Hedge Fund ETF weapons turn dangerous for smaller investors

If you are convinced, really convinced, the price of crude oil will rise today and U.S. stocks will fall, Factor Advisors LLC has an exchange-traded fund for you.

The FactorShares 2X: Oil Bull/S&P500 Bear offered by the New York-based firm makes a two-times long wager on crude oil futures and a short bet on Standard & Poor’s 500 Index futures, in effect delivering twice the daily change in the spread between the two positions. The product’s birth followed “a lot of feedback” from institutional investors, including hedge funds, Stuart Rosenthal, chief executive officer of Factor Advisors, said in a telephone interview.

As the biggest ETF managers capture assets from traditional mutual funds with benchmark-tracking offerings, smaller competitors are catering to sophisticated investors with an increasingly complex arsenal of products. Often based on derivatives, these can be weapons for savvy investors to amplify wagers on rising or falling prices of everything from stocks and bonds to currencies and commodities. The same tools, readily available through conventional and online brokers, have proven hazardous for individual investors who sometimes misunderstand and misuse them with costly consequences.
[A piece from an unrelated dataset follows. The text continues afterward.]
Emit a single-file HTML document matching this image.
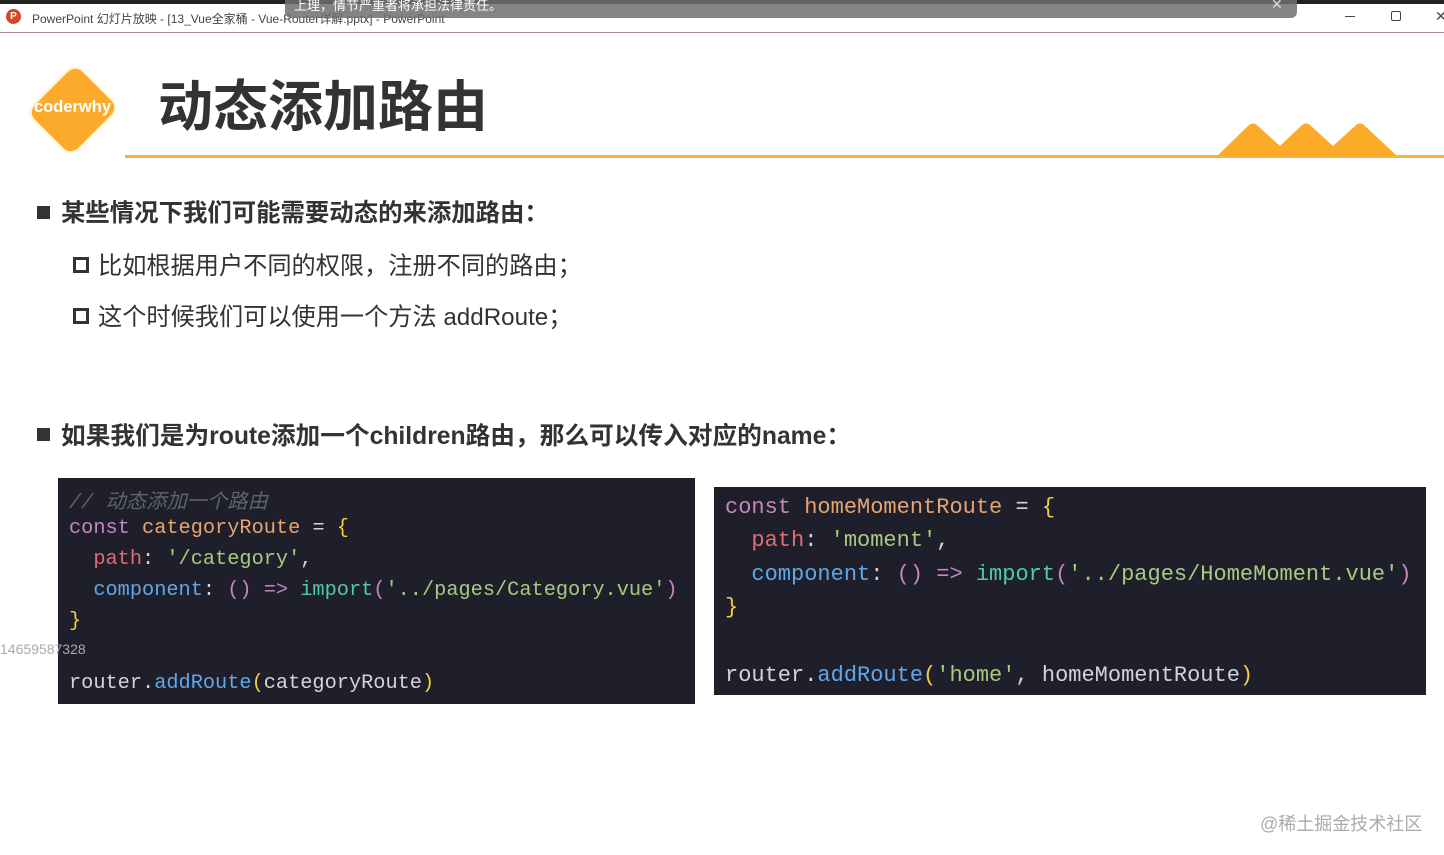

“If you make it available to the masses, watch out, because the masses might buy them,” Paul Justice, an analyst with Chicago-based fund researcher Morningstar Inc., said in a telephone interview.

Price Gyrations

Earlier this year, notes issued by Credit Suisse AG lost half their value in two days as the price of the securities became unhinged from their underlying index. Clients have also been burned by some leveraged and inverse products, which are designed to amplify market moves over short periods and aren’t intended for buy-and-hold investors.

The U.S. Securities and Exchange Commission is reviewing the price gyrations of the Credit Suisse product, people familiar with the matter said in March. Still, the Washington- based agency isn’t charged with measuring the suitability of exchange-traded products for small investors, a responsibility left mostly to the Financial Industry Regulatory Authority, the brokerage industry’s self-funded regulator. Finra, which faced criticism over the alleged weakness of its sanctions during the financial crisis in 2008, has since increased the penalties it imposes on member firms.

Opaque Investments

Hard-to-understand exchange-traded products, or ETPs, are one of many potentially costly choices for retail investors as they struggle to earn higher yields in a low interest-rate environment. Wall Street brokerages, insurance companies and other financial firms have pushed opaque investments including structured notes, indexed annuities, private placements and floating-rate funds to investors as a way to boost returns.

Steven Bloom, an assistant professor of economics at the U.S. Military Academy at West Point, New York, who helped invent the first U.S. ETF, said an approach based on “buyer beware” may not be good enough, especially when prospectuses and other disclosure documents are often difficult to understand, even for sophisticated investors.

“More important even than their responsibility for any one product, regulators must ensure that public trust is maintained,” Bloom said. “Capital markets are predicated on trust, and when public trust dwindles it can cast a cloud over the entire capital markets.”